Add a kwarg pass through for the geom column name for columns that geometry but are not named geom
Add in a new function called query_to_pandas to get out a datafram when no geometry is available.

Reduce dependencies and relax pins for easier installation

https://github.com/hpmarshall/SnowEx2020_SQLcode/blob/master/requirements.txt has many optional dependencies that could be removed or use more relaxed pins to make installation easier in existing python environments.

One issue that arises from the current setup is that installing running on jupyterhub running jlab>=3 can install an incompatible version of jupyterlab:
https://github.com/hpmarshall/SnowEx2020_SQLcode/blob/2fb72ec2dc5f48fd8bd2b207553f90a05100ff75/requirements.txt#L10
One option for all the visualization-related libraries is to define them as optional dependencies:
https://stackoverflow.com/questions/6237946/optional-dependencies-in-distutils-pip

For pinning specific versions for a consistent development environment, consider using https://python-poetry.org or https://pip.pypa.io/en/stable/reference/pip_freeze/ or https://github.com/conda-incubator/conda-lock to generate lock files

Increase os build coverage

Right now we test 3.6, 3.7, 3.8, 3.9 on ubuntu latest. But @hpmarshall has been having issues on mac and during hackweek some folks in the projects had issues on windows. Github actions allows us to add operating systems to our builds.

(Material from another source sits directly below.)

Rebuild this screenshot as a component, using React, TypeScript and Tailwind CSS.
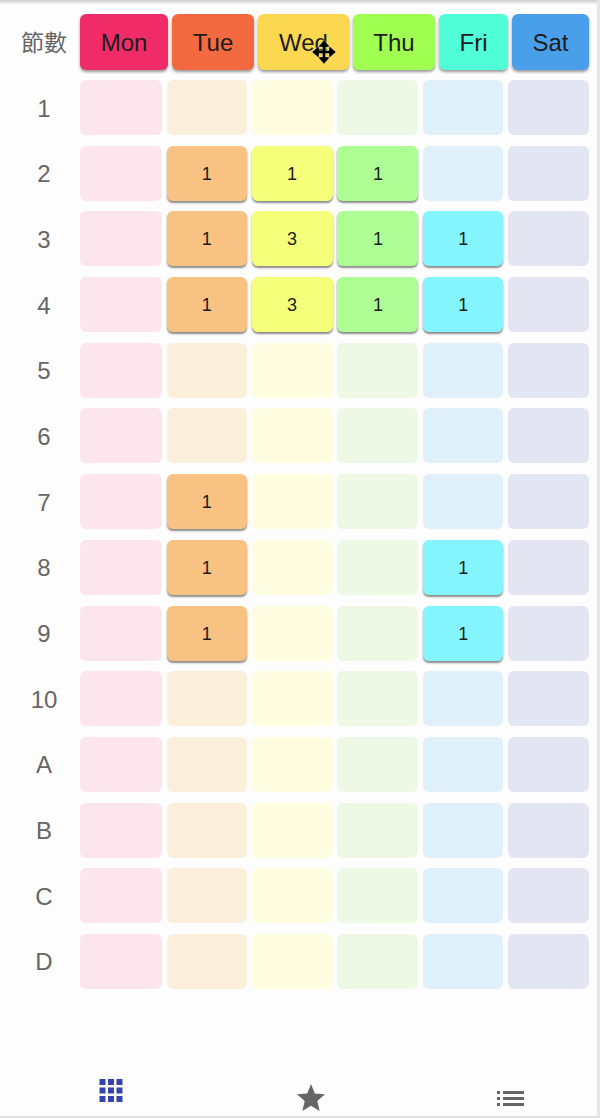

Duplicate density profile data?

@micah-prime found this issue using the following query.

from snowexsql.data import LayerData 
from snowexsql.db import get_db 
from snowexsql.conversions import query_to_geopandas
from datetime import date 
engine, session = get_db(db_name) 

qry = session.query(LayerData)
qry = qry.filter(LayerData.date == date(2020, 2, 8))
qry = qry.filter(LayerData.site_id =="6N16")
qry = qry.filter(LayerData.type=='density')

df = query_to_geopandas(qry, engine)

Produces a data frame that has the density profile twice where one has the value AND samples A,B,C and the other only has the value.